I have several problems with Christopher Nolan’s Batman movies and I’m just going to clear my head of them.
1) Nolan’s work is 100% cerebral testosterone. He and Guy Ritchie are cast from the same cloth, with the key exception that Nolan is actually a visionary, a superior director, and doesn’t irritate. More on this later.
2) The black & gray palette with punches of high-contrast white gets old.
3) The self-important seriousness tires…it’s Batman, for Pete’s sake. Even Frank Miller understood this in his grim but indisputably comic-y Dark Knight magnum opi (opuses?). Alan Moore also understood this. Nolan substitutes austere grandiloquence for dark poetry. He sees the Conrad in Batman, which is great if you’re a lit major, but fails to see (or just doesn’t care about) the far darker Kierkegaard themes inherent in the material, i.e., dread.
4) I’m still just not buying the magnificent Christian Bale as a seminal Bruce Wayne. That gravelly thing he does with his voice lacks any silk, any menace. It’s Bale being too controlled, too much pebble in the throat, not enough motor oil.
5) Could there be more guys in these movies? More guys being guy-like? It’s that testosterone thing. Nolan flirted with the macho chick in Memento and his remake of Insomnia. He made tiny Ellen Page seem like a little kick-butt dream spitfire in Inception. It was even amusing that the most feminine presence in The Prestige was, um, Hugh Jackman. But if you’re not going to temper Batman’s monotonous darkness with a logical feminine foil like a teenage boy wonder, then Batman’s just a guy flick.
6) Military fetishism. Batman Begins was a terrific piece of storytelling until that moment when we are introduced to the new Batmobile (a tank, void of all style or class), followed shortly by Batman’s casual assault on pursuing police cars, cars so incredibly mauled that one wonders if the cops inside were killed. At that moment, I realized that Nolan doesn’t care about Batman as a character. He just wanted to push Batman into the fist-pump realm of blowing shit up real good…including human beings.
7) The trailer for the new movie includes several seconds of coppers in SWAT-like uniforms, with infrared headgear and kick-ass power gun rifle thingies. Really? This is what Batman has come to?

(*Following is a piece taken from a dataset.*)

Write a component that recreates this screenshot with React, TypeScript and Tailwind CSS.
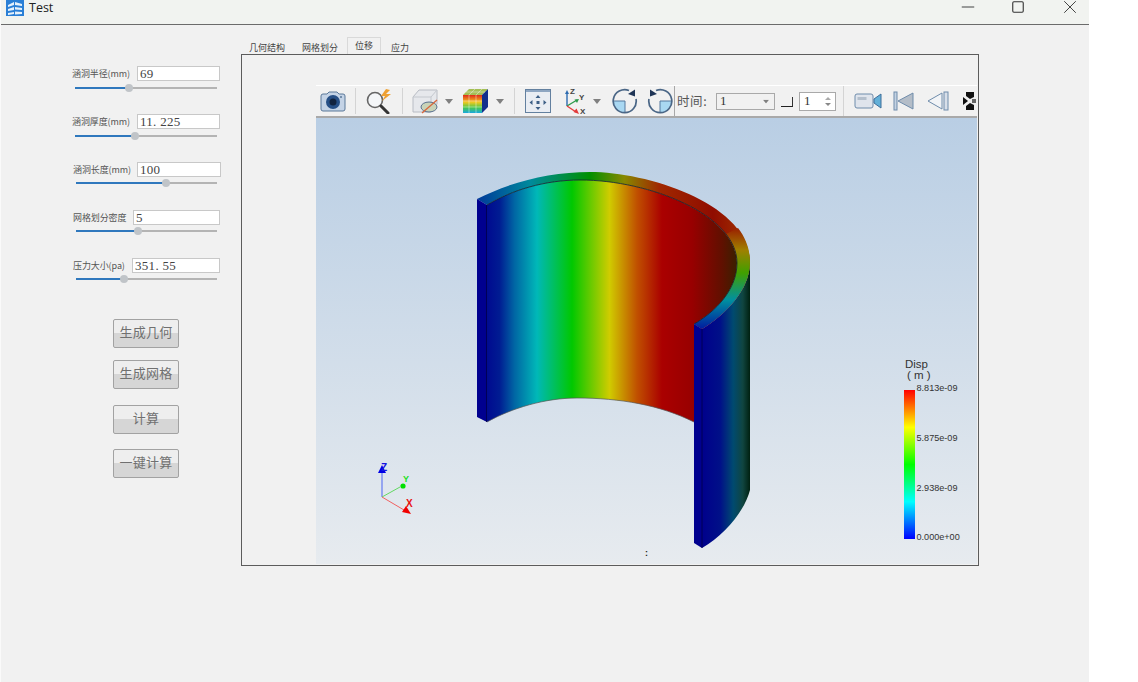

8) Speaking of the new movie, Bane has never been a terribly interesting foil for Batman. That’s all I have to say about Bane. In the trailer, I spotted the Scarecrow, Bane, Two-Face, and Anne Hathaway as Catwoman. Plus Mork from Mork & Mindy, apparently still finding work. I guess the time-worn formula of overloading movies with multiple villains because you don’t have enough ideas to sustain one of them persists to the present. Sad, that.
I’ll pass. In fact, I’ll go read some stories by Jim Aparo, or tales illustrated by Gene Colan. Remember when Batman was more of a detective than a one-man war machine psycho? Thanks to Nolan, the answer is probably — of course not.